As well, a number of whistle-blowers from within these banks have disclosed records from these institutions to tax authorities in other countries.

People who haven't filed a return for years or those who didn't declare income can come clean and not be liable for penalties or prosecution (although they will have to pay interest and the taxes owed).

There are a few crucial conditions. For one thing, the disclosure must be complete. For another, it must be made before the tax department starts snooping into your affairs. Once you know they're on to you, it's too late to 'fess up. The program allows for "no name" disclosures through an authorized representative.

Myth 10: You can often make a deal with the CRA to pay less tax than you owe. 

People may wish that they could negotiate to pay, say, half of their tax bill and call it a day. But the CRA says it generally doesn't allow people to do this.

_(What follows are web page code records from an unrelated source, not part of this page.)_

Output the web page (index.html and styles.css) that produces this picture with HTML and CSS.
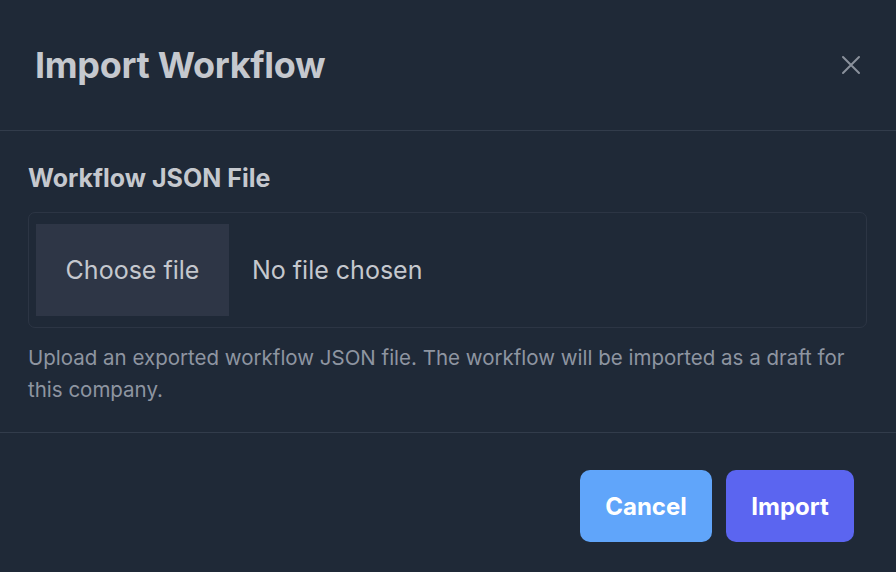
FILE: index.html
```html
<!DOCTYPE html>
<html lang="en">
<head>
<meta charset="utf-8">
<title>Import Workflow</title>
<link rel="stylesheet" href="styles.css">
</head>
<body>
<div class="modal">
  <header class="modal-header">
    <h2 class="modal-title">Import Workflow</h2>
    <button class="close-btn" aria-label="Close">
      <svg width="22" height="22" viewBox="0 0 22 22" fill="none" stroke="currentColor" stroke-width="2" stroke-linecap="round"><path d="M3 3L19 19M19 3L3 19"/></svg>
    </button>
  </header>
  <section class="modal-body">
    <label class="field-label">Workflow JSON File</label>
    <div class="file-input">
      <span class="file-btn">Choose file</span>
      <span class="file-name">No file chosen</span>
    </div>
    <p class="help">Upload an exported workflow JSON file. The workflow will be imported as a draft for this company.</p>
  </section>
  <footer class="modal-footer">
    <button class="btn btn-cancel">Cancel</button>
    <button class="btn btn-import">Import</button>
  </footer>
</div>
</body>
</html>
```
FILE: styles.css
```css
* { box-sizing: border-box; }
html, body { margin: 0; padding: 0; background: #1f2937; }
body { font-family: Inter, "Noto Sans", sans-serif; }
.modal {
  width: 896px;
  height: 572px;
  background: #1f2937;
  display: flex;
  flex-direction: column;
}
.modal-header {
  height: 131px;
  border-bottom: 1px solid #323c4b;
  display: flex;
  align-items: center;
  justify-content: space-between;
  padding: 0 34px 0 35px;
}
.modal-title {
  margin: 0;
  font-size: 36px;
  font-weight: 700;
  color: #c5c8ce;
  letter-spacing: -0.3px;
  line-height: 1;
}
.close-btn {
  background: none;
  border: 0;
  padding: 0;
  color: #8a919c;
  display: flex;
  width: 22px;
  height: 22px;
}
.modal-body {
  padding: 32px 29px 0 28px;
  height: 302px;
  border-bottom: 1px solid #323c4b;
}
.field-label {
  display: block;
  font-size: 25px;
  font-weight: 700;
  color: #c5c8ce;
  line-height: 30px;
  margin-bottom: 19px;
}
.file-input {
  height: 116px;
  border: 1px solid #2c3544;
  border-radius: 7px;
  display: flex;
  align-items: center;
  padding: 0 7px;
}
.file-btn {
  width: 193px;
  height: 92px;
  background: #2e3646;
  display: flex;
  align-items: center;
  justify-content: center;
  font-size: 25px;
  color: #c5c8ce;
}
.file-name {
  margin-left: 23px;
  font-size: 25px;
  color: #c5c8ce;
}
.help {
  margin: 14px 0 0;
  font-size: 20.5px;
  line-height: 32px;
  color: #8e95a1;
}
.modal-footer {
  flex: 1;
  display: flex;
  justify-content: flex-end;
  align-items: flex-start;
  gap: 14px;
  padding: 37px 42px 0 0;
}
.btn {
  height: 72px;
  border: 0;
  border-radius: 10px;
  font-family: Inter, "Noto Sans", sans-serif;
  font-size: 24px;
  font-weight: 700;
  color: #ffffff;
}
.btn-cancel { width: 132px; background: #60a5fa; }
.btn-import { width: 128px; background: #5b65f0; }
```
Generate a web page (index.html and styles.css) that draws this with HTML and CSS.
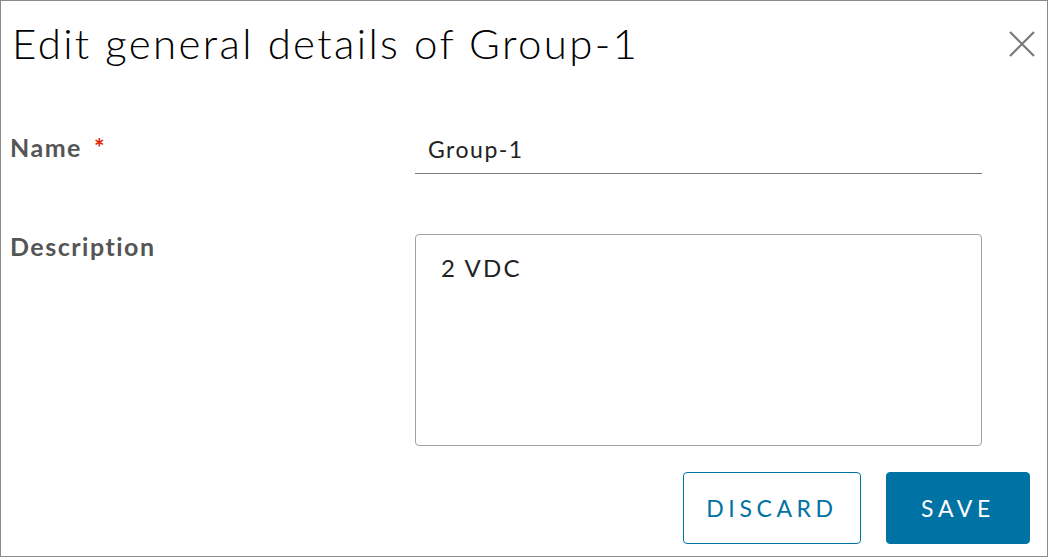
FILE: index.html
```html
<!DOCTYPE html>
<html>
    <head>
        <link rel="stylesheet" href="styles.css">
    </head>
    <body>
        <div id="modal">
            <div class="modal-header">
                <h3 class="modal-title">Edit general details of Group-1</h3>
                <button class="close" aria-label="Close">
                    <svg width="26" height="26" viewBox="0 0 26 26">
                        <path d="M1 1 L25 25 M25 1 L1 25" stroke="#7a7a7a" stroke-width="2.2" fill="none"/>
                    </svg>
                </button>
            </div>
            <form class="modal-body">
                <div class="form-row">
                    <label for="name" class="required">Name</label>
                    <input type="text" id="name" value="Group-1">
                </div>
                <div class="form-row">
                    <label for="description">Description</label>
                    <textarea id="description">2 VDC</textarea>
                </div>
            </form>
            <div class="modal-footer">
                <button class="btn btn-outline">Discard</button>
                <button class="btn btn-primary">Save</button>
            </div>
        </div>
    </body>
</html>
```

FILE: styles.css
```css
html, body{
    margin:0;
    padding:0;
    background-color:#fff;
}

body{
    font-family: 'Lato', sans-serif;
    color:#000;
}

#modal{
    box-sizing: border-box;
    width:1048px;
    height:557px;
    border:1px solid #8a8a8a;
    display: flex;
    flex-direction: column;
}

.modal-header{
    display: flex;
    justify-content: space-between;
    align-items: flex-start;
    padding: 16px 12px 0 11px;
}

.modal-title{
    margin:0;
    font-size: 42px;
    font-weight: 300;
    letter-spacing: 2.35px;
    line-height: 52px;
    color:#000;
}

.close{
    background: none;
    border:0;
    padding:0;
    margin: 14px 0 0 0;
    cursor:pointer;
}

.modal-body{
    display: flex;
    flex-direction: column;
    margin: 0;
    padding: 0 65px 0 9px;
}

.form-row{
    display: flex;
}

.form-row:first-child{
    margin-top: 66px;
}

.form-row + .form-row{
    margin-top: 60px;
}

.form-row > label{
    width:405px;
    margin-top: -3px;
    font-size: 25px;
    font-weight: 700;
    letter-spacing: 1.5px;
    color:#555;
}

.form-row > label.required::after{
    content: "*";
    color:#e12200;
    margin-left: 12px;
}

#name{
    flex:1;
    border:0;
    border-bottom:1px solid #737c80;
    font-family: 'Lato', sans-serif;
    font-size: 23px;
    letter-spacing: 1.5px;
    color:#222;
    padding: 0 13px 11px 13px;
    height: 39px;
    box-sizing: border-box;
    outline: none;
}

#description{
    flex:1;
    height:212px;
    box-sizing: border-box;
    border:1px solid #9aa2a6;
    border-radius: 4px;
    font-family: 'Lato', sans-serif;
    font-size: 24px;
    letter-spacing: 2.2px;
    color:#222;
    padding: 18px 25px;
    resize: none;
    outline: none;
}

.modal-footer{
    display: flex;
    justify-content: flex-end;
    gap: 25px;
    padding: 26px 17px 0 0;
}

.btn{
    height:72px;
    box-sizing: border-box;
    border-radius: 4px;
    font-family: 'Lato', sans-serif;
    font-size: 23px;
    letter-spacing: 4.6px;
    text-transform: uppercase;
    cursor:pointer;
}

.btn-outline{
    width:178px;
    background-color: #fff;
    border:1px solid #0072a3;
    color:#0072a3;
}

.btn-primary{
    width:144px;
    background-color: #0072a3;
    border:1px solid #0072a3;
    color:#fff;
}
```
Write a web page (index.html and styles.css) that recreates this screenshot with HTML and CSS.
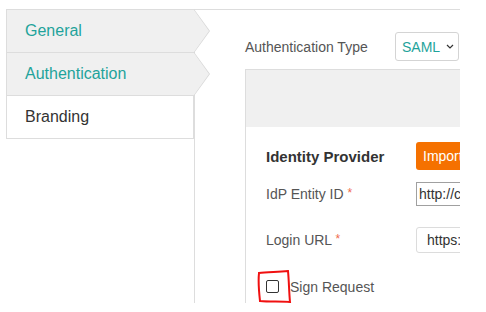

Here's how the CRA put it in an email to CBC News: "While the CRA has a certain amount of leeway to help taxpayers who find themselves in particularly difficult circumstances, Canadian legislation allows for forgiveness of actual tax debts only in very precise and limited situations, and only as specified by law."

So, what are those situations? The CRA says they include:

  • Remission under Subsection 23(2) of the Financial Administration Act where "the collection of the tax or the enforcement of the penalty is unreasonable or unjust or that it is otherwise in the public interest to remit the tax or penalty."
  • A proposal made by a bankrupt or insolvent person, a liquidator, a trustee or a consumer debtor under Section 50 or 66.12 of the Bankruptcy and Insolvency Act.
  • A reorganization plan agreed to by a debtor company and its creditors under Sections 4 and 5 of the Companies' Creditors Arrangement Act.
  • A recovery plan agreed to by a farmer and his or her creditors made under paragraph 5(1)(a) or (b) of the Farm Debt Mediation Act.

The bottom line is that you likely won't get a break unless you're facing extreme financial hardship and are on your way to bankruptcy or something close. If you aren't, the CRA says you'll have to pay every cent of the principal you owe.